相手を倒すのではなく、賛成・反対(あるいはそれ以外の第3意見)のいずれを取ることが、どう都合が良いのかという点を俯瞰できていなければ、自分が支持している意見が「負けた」ときに涙したり、悲観したりする羽目になるのです。英語の古い諺にある、Where there's a will, there's a way.を地でいけるかどうかです。そして自分が支持する賛成反対意見が通らなかったとき、それは決して悲しんだり憤ったり固執したり蒸し返したりするような類のものではなく、結果を受けとめてさらにそこから発展させることにこそエネルギーを使うべきなのです。

だからこそ、相手方の考え方を深く理解することが必要なのです。

突き詰めると、どっちでもいい、ということになるわけですが・・・。

この考え方の根底には、他者をコントロールすることを良しとしないという僕自身の基本理念があります。人は比較的簡単にLoveとか言いますけど、本当のLoveって人に自由を与えることで、コントロールすることってその対極だと思います。

右にも左にも意見が決まらない優柔不断でどこにも進めない人間になることを推奨しているのではありません。特定の問題について本当に踏み込んで考えるのだとすれば、ある議題における賛成・反対というのは常にゴールではありえない、ただの通過点であるということを意識できているかどうかなのです。それを頭でわかっていても実践できていないとき、人は「勝った」と喜び、「負けた」と悲嘆するのです。
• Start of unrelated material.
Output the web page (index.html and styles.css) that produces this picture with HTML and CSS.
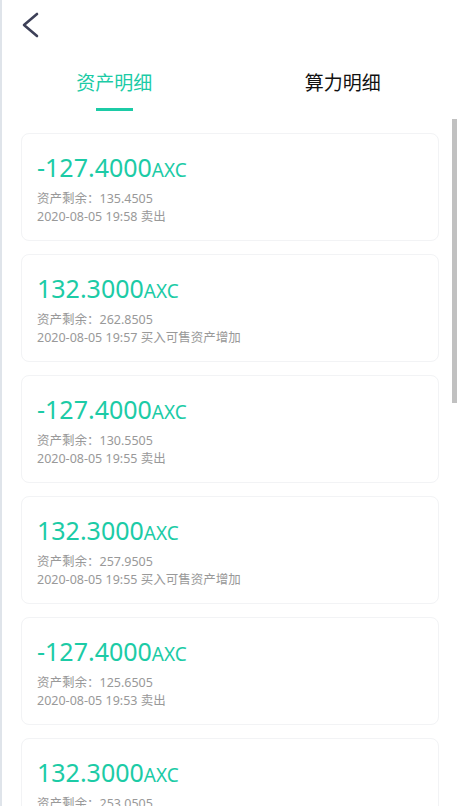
FILE: index.html
```html
<!DOCTYPE html>
<html lang="zh-CN">
<head>
  <meta charset="UTF-8">
  <meta name="viewport" content="width=device-width, initial-scale=1.0">
  <title>资产明细</title>
  <link rel="stylesheet" href="styles.css">
</head>
<body>
  <div class="page">
    <div class="top-bar">
      <a class="back" href="#">
        <svg width="18" height="26" viewBox="0 0 18 26">
          <polyline points="16,2 3,13 16,24" fill="none" stroke="#3d4058" stroke-width="2.6" stroke-linecap="round" stroke-linejoin="round"/>
        </svg>
      </a>
    </div>

    <div class="tabs">
      <div class="tab active">资产明细</div>
      <div class="tab">算力明细</div>
    </div>

    <ul class="record-list">
      <li class="record">
        <div class="amount">-127.4000<span class="unit">AXC</span></div>
        <div class="info">资产剩余：135.4505</div>
        <div class="info">2020-08-05 19:58 卖出</div>
      </li>
      <li class="record">
        <div class="amount">132.3000<span class="unit">AXC</span></div>
        <div class="info">资产剩余：262.8505</div>
        <div class="info">2020-08-05 19:57 买入可售资产增加</div>
      </li>
      <li class="record">
        <div class="amount">-127.4000<span class="unit">AXC</span></div>
        <div class="info">资产剩余：130.5505</div>
        <div class="info">2020-08-05 19:55 卖出</div>
      </li>
      <li class="record">
        <div class="amount">132.3000<span class="unit">AXC</span></div>
        <div class="info">资产剩余：257.9505</div>
        <div class="info">2020-08-05 19:55 买入可售资产增加</div>
      </li>
      <li class="record">
        <div class="amount">-127.4000<span class="unit">AXC</span></div>
        <div class="info">资产剩余：125.6505</div>
        <div class="info">2020-08-05 19:53 卖出</div>
      </li>
      <li class="record">
        <div class="amount">132.3000<span class="unit">AXC</span></div>
        <div class="info">资产剩余：253.0505</div>
        <div class="info">2020-08-05 19:52 买入可售资产增加</div>
      </li>
    </ul>

    <div class="scroll-thumb"></div>
  </div>
</body>
</html>
```

FILE: styles.css
```css
html,
body {
  margin: 0;
  height: 100%;
  overflow: hidden;
}

body {
  font-family: "Noto Sans", "Noto Sans CJK SC", sans-serif;
  background: #fff;
  color: #111;
}

.page {
  position: relative;
  height: 100%;
  border-left: 2px solid #dfe4ea;
}

.top-bar {
  height: 50px;
  display: flex;
  align-items: center;
  padding-left: 19px;
}

.back {
  display: flex;
}

.tabs {
  display: flex;
  padding-top: 20px;
  margin-left: -2px;
}

.tab {
  flex: 1;
  display: flex;
  flex-direction: column;
  align-items: center;
  font-size: 19px;
  line-height: 26px;
  color: #111;
}

.tab::after {
  content: "";
  width: 37px;
  height: 3px;
  margin-top: 12px;
  background: transparent;
}

.tab.active {
  color: #1ccba6;
}

.tab.active::after {
  background: #1ccba6;
}

.record-list {
  list-style: none;
  margin: 0;
  padding: 22px 18px 0 19px;
}

.record {
  border: 1px solid #f2f3f5;
  border-radius: 8px;
  padding: 16px 15px 14px;
  margin-bottom: 13px;
}

.amount {
  height: 34px;
  font-size: 25px;
  line-height: 34px;
  color: #1ccba6;
  margin-bottom: 6px;
}

.amount .unit {
  font-size: 19px;
  line-height: 1;
}

.info {
  font-size: 12.5px;
  line-height: 18px;
  color: #999;
}

.scroll-thumb {
  position: absolute;
  top: 119px;
  right: 0;
  width: 5px;
  height: 284px;
  background: #c1c1c1;
}
```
決まったことを覆そうとするのは、かなり面倒なことです。それが世界レベルでたくさん起きているのは、現代の人類が執着心を強く持っている証拠だと思っています。

与えられた条件において世の中が向かっている方向を正しく見据え、反骨心や負けた腹いせや反動ではなく、いまある状況を公平に吟味して次のベストな選択へ進んでいく心の持ち方が肝要だと思うのです。

行き着くところは、どのように見える相手にも、愛すべきポイントを見つけられるかどうかという、個人的なところになってしまいます。それの積み重ねで世の中はできています。

高尚にみえるイデオロギーにこそ罠があるということに気付くことができれば、物事の本質が見えてきます。その見分けるポイントは、自らの行動原理に負の感情が少しでも混じっていないか、と自らに問い続けることができる純粋さだと思います。誰にでもあるんですよ。使わなくなっちゃった人が多いっていうだけで。

対立構造というもの自体が恣意的な捏造であり、その原理がわかれば対立はありません。これはまた別の話としてこんど書こうと思います。